B.C. women being treated for HIV have shorter life expectancy than men, study shows

People attend the international HIV-AIDS conference in Vancouver, B.C. Monday, July 20, 2015. THE CANADIAN PRESS/Jonathan Hayward

VICTORIA - Antiretroviral treatment has increased the life expectancy of people living with HIV in British Columbia but a new study shows it is significantly lower for women than men.

The BC Centre for Excellence in HIV/AIDS research paper, published in the peer-reviewed Lancet Public Health, points to an immediate need to address factors such as unemployment and unstable housing that adversely affect the health of women with HIV.

The provincewide expansion of antiretroviral treatment combined with the STOP HIV/AIDS program has increased the life expectancy for all, but epidemiologist Katherine Kooij, the paper's lead author, says it's "worrying" the improvement isn't as strong among women.

She says the difference is suspected to be due to environmental or social structural factors such as barriers to accessing health care, unemployment, poverty, unstable housing, stigma and discrimination.

The research paper shows the life expectancy for 20-year-old men living with HIV between 2012 and 2020 rose to 68 years old while for women it only increased to 61 years old.

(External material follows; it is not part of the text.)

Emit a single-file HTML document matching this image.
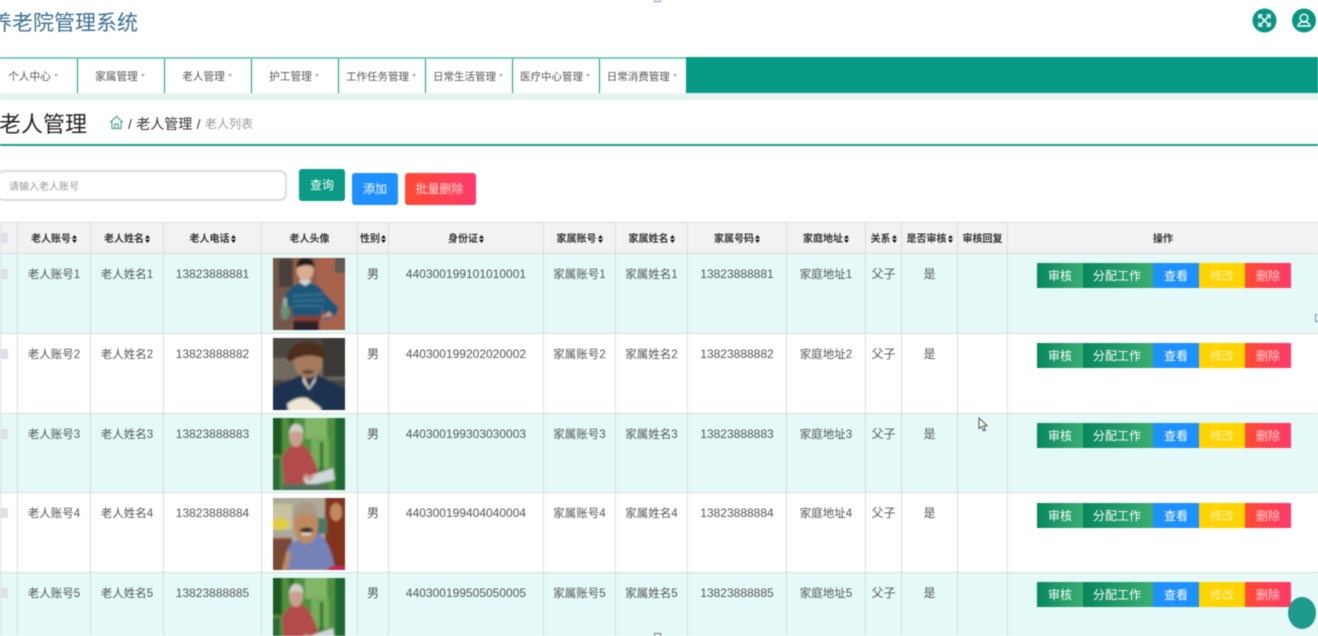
<!DOCTYPE html>
<html lang="zh-CN"><head><meta charset="utf-8"><title>老人管理</title>
<style>
*{box-sizing:border-box}
html,body{margin:0;padding:0;width:1318px;height:636px;overflow:hidden;background:#fff}
body{font-family:"Liberation Sans","Noto Sans CJK SC",sans-serif;color:#555;position:relative}
#w{position:absolute;left:0;top:0;width:1318px;height:636px;overflow:hidden;filter:blur(.5px)}
.a{position:absolute;white-space:nowrap}
.nav{position:absolute;top:57px;left:0;width:1318px;height:36px;background:#069a85}
.ni{position:absolute;top:2px;height:34px;width:86px;background:#fff;font-size:10.7px;line-height:36px;color:#555;text-align:center;padding-right:2px}
.ni i{display:inline-block;width:0;height:0;border:2.5px solid transparent;border-top:3px solid #aaa;margin-left:3px;vertical-align:1px}
.btn{position:absolute;color:#fff;text-align:center;border-radius:3px}
table{position:absolute;left:0;top:222px;border-collapse:collapse;table-layout:fixed;width:1318px}
td,th{border:1px solid #dcdcdc;padding:0;text-align:center;vertical-align:top;overflow:hidden;white-space:nowrap}
th{background:#f2f2f2;height:30px;font-size:10px;font-weight:700;color:#333;line-height:27px;padding-top:3px}
td{font-size:12px;line-height:40px;color:#555;height:80px}
td.z{font-size:11.5px;line-height:42px}
tr.s9 td{height:79px}
tr.o td{background:#e4f9f8}
tr.e td{background:#fff}
.s{display:inline-block;width:5px;height:8px;vertical-align:-1px;margin-left:1px}
.cb{position:absolute;left:0;width:8px;height:10px;background:#dde0e4}
.ops{position:absolute;left:1037px;width:254px;height:25px;display:flex;font-size:12px;line-height:26px;color:#fff;text-align:center}
.ops span{display:block}
.o1{width:46px;background:linear-gradient(90deg,#07875f,#3cae72)}
.o2{width:70px;background:linear-gradient(90deg,#07875f,#3cae72);padding-right:2px}
.o3{width:46px;background:#1e90ff}
.o4{width:46px;background:#ffd400;color:#fff0b0}
.o5{width:46px;background:linear-gradient(90deg,#ff4b33,#ff3a6a);color:#ffd5d5}
.ph{position:absolute;left:273px;width:72px;height:72px}
</style></head><body>
<div id="w">
<svg width="0" height="0" style="position:absolute">
<defs>
<filter id="b" x="-5%" y="-5%" width="110%" height="110%"><feGaussianBlur stdDeviation="1.1"/></filter>
<clipPath id="c"><rect width="72" height="72"/></clipPath>
<symbol id="p1" viewBox="0 0 72 72"><g clip-path="url(#c)"><g filter="url(#b)">
<rect x="-3" y="-3" width="78" height="78" fill="#93604e"/><rect x="-3" y="-3" width="22" height="78" fill="#73584a"/><rect x="44" y="-3" width="31" height="78" fill="#a8644e"/><rect x="62" y="-3" width="13" height="18" fill="#5d5a50"/><rect x="6" y="1" width="14" height="28" fill="#463f3a"/>
<path d="M10 42 Q16 26 32 24 Q46 25 52 36 L66 50 L62 58 L50 62 L50 48 L48 60 L20 60 L18 46 L12 62 L8 56Z" fill="#1a5478"/>
<path d="M19 38 L50 36 M19 43 L52 42 M20 48 L50 48" stroke="#3b7c98" stroke-width="1.4"/>
<path d="M20 62 H46 V75 H20Z" fill="#29222a"/><path d="M22 58 H48 V63 H22Z" fill="#8a3a2a"/>
<path d="M26 24 L32 28 L38 24 L36 21 H28Z" fill="#d0d6dc"/>
<ellipse cx="32" cy="12" rx="8.500" ry="10.500" fill="#dcae90"/><path d="M23 10 Q24 -1 33 0 Q42 0 41 10 Q36 4 23 10Z" fill="#1e1a1a"/>
<ellipse cx="12" cy="54" rx="4.500" ry="8" fill="#6b8f7a"/><rect x="10" y="40" width="4" height="8" fill="#9ab0a0"/>
<path d="M48 60 L60 58 L56 53Z" fill="#c9987a"/>
</g></g></symbol>
<symbol id="p2" viewBox="0 0 72 72"><g clip-path="url(#c)"><g filter="url(#b)">
<rect x="-3" y="-3" width="78" height="78" fill="#4a4640"/><rect x="-3" y="20" width="78" height="22" fill="#6f6a60"/><rect x="50" y="-3" width="25" height="42" fill="#3a3834"/>
<path d="M-3 50 Q18 42 30 36 L42 36 Q58 42 75 52 V75 H-3Z" fill="#1d3250"/>
<path d="M30 36 L36 50 L44 36 L42 44 L36 52 L30 44Z" fill="#d8d4c8"/>
<ellipse cx="35" cy="25" rx="14" ry="15" fill="#a67a5c"/>
<path d="M14 20 Q16 5 34 4 Q52 5 53 17 L52 21 Q34 13 18 23 Q14 24 14 20Z" fill="#4d2f1e"/>
<ellipse cx="35" cy="34" rx="6" ry="2" fill="#5a4030"/>
<path d="M14 66 Q24 58 34 60 L48 70 V75 H16Z" fill="#ece6d4"/>
</g></g></symbol>
<symbol id="p3" viewBox="0 0 72 72"><g clip-path="url(#c)"><g filter="url(#b)">
<rect x="-3" y="-3" width="78" height="78" fill="#4f9040"/><rect x="-3" y="-3" width="12" height="40" fill="#1d5a24"/><rect x="62" y="-3" width="13" height="78" fill="#1f6a30"/><rect x="16" y="-3" width="5" height="24" fill="#2c6f2c"/><rect x="32" y="-3" width="22" height="24" fill="#80b666"/><rect x="38" y="20" width="18" height="30" fill="#74ae5a"/><rect x="-3" y="40" width="10" height="35" fill="#2f6a38"/><rect x="47" y="24" width="3" height="32" fill="#2b6a2e"/>
<path d="M9 42 Q12 30 20 27 L30 27 Q38 32 44 50 L46 60 L36 62 L30 75 H12Z" fill="#b24c4c"/>
<ellipse cx="23" cy="18" rx="7" ry="11" fill="#c9a08e"/><path d="M16 16 Q17 5 24 6 Q31 7 30 16 Q24 10 16 16Z" fill="#cfd0c6"/>
<path d="M30 60 L60 50 L62 62 L34 68Z" fill="#cfd8da"/><path d="M30 56 L42 58 L36 64Z" fill="#c89a86"/>
<rect x="10" y="66" width="46" height="9" fill="#4d6f58"/>
</g></g></symbol>
<symbol id="p4" viewBox="0 0 72 72"><g clip-path="url(#c)"><g filter="url(#b)">
<rect x="-3" y="-3" width="78" height="78" fill="#aea898"/><rect x="52" y="-3" width="23" height="78" fill="#83301e"/><rect x="-3" y="6" width="22" height="26" fill="#c9c2a0"/><ellipse cx="7" cy="26" rx="9" ry="6" fill="#e3cf3a"/><rect x="-3" y="40" width="22" height="35" fill="#7a4a34"/><ellipse cx="63" cy="14" rx="6" ry="9" fill="#c08a60"/><rect x="40" y="20" width="14" height="16" fill="#4a7a66"/>
<path d="M10 72 Q12 50 20 44 L46 36 Q58 44 62 72Z" fill="#7482b8"/>
<ellipse cx="33" cy="26" rx="12" ry="20" fill="#c08a60"/><path d="M21 20 Q22 4 33 4 Q45 5 44 20 Q33 10 21 20Z" fill="#a89a86"/>
<path d="M26 32 Q34 27 41 32 Q34 38 26 32Z" fill="#3a2a24"/><path d="M29 35 H38 V37 H29Z" fill="#eee"/>
<rect x="56" y="68" width="19" height="7" fill="#c02a5a"/><path d="M8 75 L14 52 L18 56 L14 75Z" fill="#c08a60"/>
</g></g></symbol>
<symbol id="so" viewBox="0 0 5 8"><path d="M2.5 0 L5 3.4 H0Z M2.5 8 L5 4.6 H0Z" fill="#111"/></symbol>
</defs></svg>

<div class="a" style="left:-9px;top:10px;font-size:21px;line-height:28px;color:#3b6e92">养老院管理系统</div>
<svg class="a" style="left:1252px;top:8px" width="25" height="25" viewBox="0 0 25 25"><circle cx="12.500" cy="12.500" r="12" fill="#0a9583"/><path d="M8 8 L17 17 M17 8 L8 17 M7 10.500 V7 H10.500 M14.500 7 H18 V10.500 M7 14.500 V18 H10.500 M14.500 18 H18 V14.500" stroke="#fff" stroke-width="1.500" fill="none"/></svg>
<svg class="a" style="left:1292px;top:8px" width="24" height="25" viewBox="0 0 24 25"><circle cx="12" cy="12.500" r="12" fill="#0a9583"/><circle cx="12" cy="10" r="3.800" stroke="#fff" stroke-width="1.400" fill="none"/><path d="M6 18 Q7 14.500 9.500 14 H14.500 Q17 14.500 18 18Z" stroke="#fff" stroke-width="1.400" fill="none"/></svg>
<div class="a" style="left:654px;top:-3px;width:7px;height:5px;border:1px solid #7a9ac0"></div>

<div class="nav">
<div class="ni" style="left:-9px">个人中心<i></i></div>
<div class="ni" style="left:78px">家属管理<i></i></div>
<div class="ni" style="left:165px">老人管理<i></i></div>
<div class="ni" style="left:252px">护工管理<i></i></div>
<div class="ni" style="left:339px;font-size:10.5px">工作任务管理<i></i></div>
<div class="ni" style="left:426px;font-size:10.5px">日常生活管理<i></i></div>
<div class="ni" style="left:513px;font-size:10.5px">医疗中心管理<i></i></div>
<div class="ni" style="left:600px;width:85.5px;font-size:10.5px">日常消费管理<i></i></div>
<div class="a" style="left:0;top:0;width:686px;height:2px;background:#7cc8bb"></div>
</div>
<div class="a" style="left:0;top:93px;width:1318px;height:7px;background:#e7f3f0"></div>

<div class="a" style="left:-1px;top:109px;font-size:22px;line-height:32px;color:#222">老人管理</div>
<svg class="a" style="left:109px;top:115px" width="15" height="15" viewBox="0 0 15 15"><path d="M1 7.500 L7.500 1.500 L14 7.500 M3 6.500 V13.500 H12 V6.500 M5.800 13.500 V9 H9.200 V13.500" stroke="#4fa89a" stroke-width="1.200" fill="none"/></svg>
<div class="a" style="left:128px;top:114px;font-size:14px;line-height:20px;color:#333;word-spacing:.5px">/ 老人管理 /</div>
<div class="a" style="left:205px;top:116px;font-size:12px;line-height:17px;color:#999">老人列表</div>
<div class="a" style="left:0;top:144px;width:1318px;height:2px;background:#1c9c8a"></div>

<div class="a" style="left:-3px;top:170px;width:290px;height:31px;border:2px solid #dcdcdc;border-radius:7px;background:#fff"></div>
<div class="a" style="left:9px;top:181px;font-size:10px;line-height:14px;color:#999">请输入老人账号</div>
<div class="btn" style="left:299px;top:169px;width:46px;height:32px;background:#0a9a85;font-size:12px;line-height:32px">查询</div>
<div class="btn" style="left:352px;top:173px;width:46px;height:32px;background:#1e90ff;font-size:12px;line-height:33px">添加</div>
<div class="btn" style="left:405px;top:173px;width:71px;height:32px;background:linear-gradient(90deg,#ff4b33,#ff3a6a);font-size:12px;line-height:33px;color:#ffdada;padding-right:2px">批量删除</div>

<table>
<colgroup><col style="width:17px"><col style="width:73px"><col style="width:73px"><col style="width:98px"><col style="width:96px"><col style="width:31px"><col style="width:155px"><col style="width:72px"><col style="width:72px"><col style="width:99px"><col style="width:79px"><col style="width:36px"><col style="width:56px"><col style="width:50px"><col style="width:311px"></colgroup>
<tr><th></th><th>老人账号<svg class="s"><use href="#so"/></svg></th><th>老人姓名<svg class="s"><use href="#so"/></svg></th><th>老人电话<svg class="s"><use href="#so"/></svg></th><th>老人头像</th><th>性别<svg class="s"><use href="#so"/></svg></th><th>身份证<svg class="s"><use href="#so"/></svg></th><th>家属账号<svg class="s"><use href="#so"/></svg></th><th>家属姓名<svg class="s"><use href="#so"/></svg></th><th>家属号码<svg class="s"><use href="#so"/></svg></th><th>家庭地址<svg class="s"><use href="#so"/></svg></th><th>关系<svg class="s"><use href="#so"/></svg></th><th>是否审核<svg class="s"><use href="#so"/></svg></th><th>审核回复</th><th>操作</th></tr>
<tr class="o"><td></td><td class="z">老人账号1</td><td class="z">老人姓名1</td><td>13823888881</td><td></td><td>男</td><td>440300199101010001</td><td class="z">家属账号1</td><td class="z">家属姓名1</td><td>13823888881</td><td class="z">家庭地址1</td><td>父子</td><td>是</td><td></td><td></td></tr>
<tr class="e"><td></td><td class="z">老人账号2</td><td class="z">老人姓名2</td><td>13823888882</td><td></td><td>男</td><td>440300199202020002</td><td class="z">家属账号2</td><td class="z">家属姓名2</td><td>13823888882</td><td class="z">家庭地址2</td><td>父子</td><td>是</td><td></td><td></td></tr>
<tr class="o s9"><td></td><td class="z">老人账号3</td><td class="z">老人姓名3</td><td>13823888883</td><td></td><td>男</td><td>440300199303030003</td><td class="z">家属账号3</td><td class="z">家属姓名3</td><td>13823888883</td><td class="z">家庭地址3</td><td>父子</td><td>是</td><td></td><td></td></tr>
<tr class="e"><td></td><td class="z">老人账号4</td><td class="z">老人姓名4</td><td>13823888884</td><td></td><td>男</td><td>440300199404040004</td><td class="z">家属账号4</td><td class="z">家属姓名4</td><td>13823888884</td><td class="z">家庭地址4</td><td>父子</td><td>是</td><td></td><td></td></tr>
<tr class="o"><td></td><td class="z">老人账号5</td><td class="z">老人姓名5</td><td>13823888885</td><td></td><td>男</td><td>440300199505050005</td><td class="z">家属账号5</td><td class="z">家属姓名5</td><td>13823888885</td><td class="z">家庭地址5</td><td>父子</td><td>是</td><td></td><td></td></tr>
</table>

<div class="cb" style="top:233px"></div><div class="cb" style="top:269px"></div><div class="cb" style="top:349px"></div><div class="cb" style="top:429px"></div><div class="cb" style="top:508px"></div><div class="cb" style="top:588px"></div>

<svg class="ph" style="top:258px"><use href="#p1" width="72" height="72"/></svg>
<svg class="ph" style="top:338px"><use href="#p2" width="72" height="72"/></svg>
<svg class="ph" style="top:418px"><use href="#p3" width="72" height="72"/></svg>
<svg class="ph" style="top:498px"><use href="#p4" width="72" height="72"/></svg>
<svg class="ph" style="top:578px"><use href="#p3" width="72" height="72"/></svg>

<div class="ops" style="top:263px"><span class="o1">审核</span><span class="o2">分配工作</span><span class="o3">查看</span><span class="o4">修改</span><span class="o5">删除</span></div>
<div class="ops" style="top:343px"><span class="o1">审核</span><span class="o2">分配工作</span><span class="o3">查看</span><span class="o4">修改</span><span class="o5">删除</span></div>
<div class="ops" style="top:423px"><span class="o1">审核</span><span class="o2">分配工作</span><span class="o3">查看</span><span class="o4">修改</span><span class="o5">删除</span></div>
<div class="ops" style="top:503px"><span class="o1">审核</span><span class="o2">分配工作</span><span class="o3">查看</span><span class="o4">修改</span><span class="o5">删除</span></div>
<div class="ops" style="top:582px"><span class="o1">审核</span><span class="o2">分配工作</span><span class="o3">查看</span><span class="o4">修改</span><span class="o5">删除</span></div>

<div class="a" style="left:1288px;top:597px;width:28px;height:32px;border-radius:50%;background:#1f9a8c"></div>
<div class="a" style="left:1315px;top:314px;width:5px;height:8px;border:1px solid #6f8fa8"></div>
<div class="a" style="left:654px;top:633px;width:7px;height:6px;border:1px solid #777"></div>
<svg class="a" style="left:978px;top:417px" width="11" height="15" viewBox="0 0 11 15"><path d="M1 1 V11.500 L3.500 9.500 L5.500 14 L7.500 13 L5.500 8.800 H9Z" fill="#fff" stroke="#555" stroke-width="1"/></svg>
</div>
</body></html>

Previously, life expectancy among those with HIV from 1996 to 2001 was only 44 for men and 42 for women.

Researchers also found that women with HIV had a 33 per cent higher risk of death from noncommunicable diseases such as kidney, liver, and lung disease than men with HIV. 

The vast majority of those in B.C. being treated for HIV are men, according to the study that tracked 11,738 men and 2,534 women.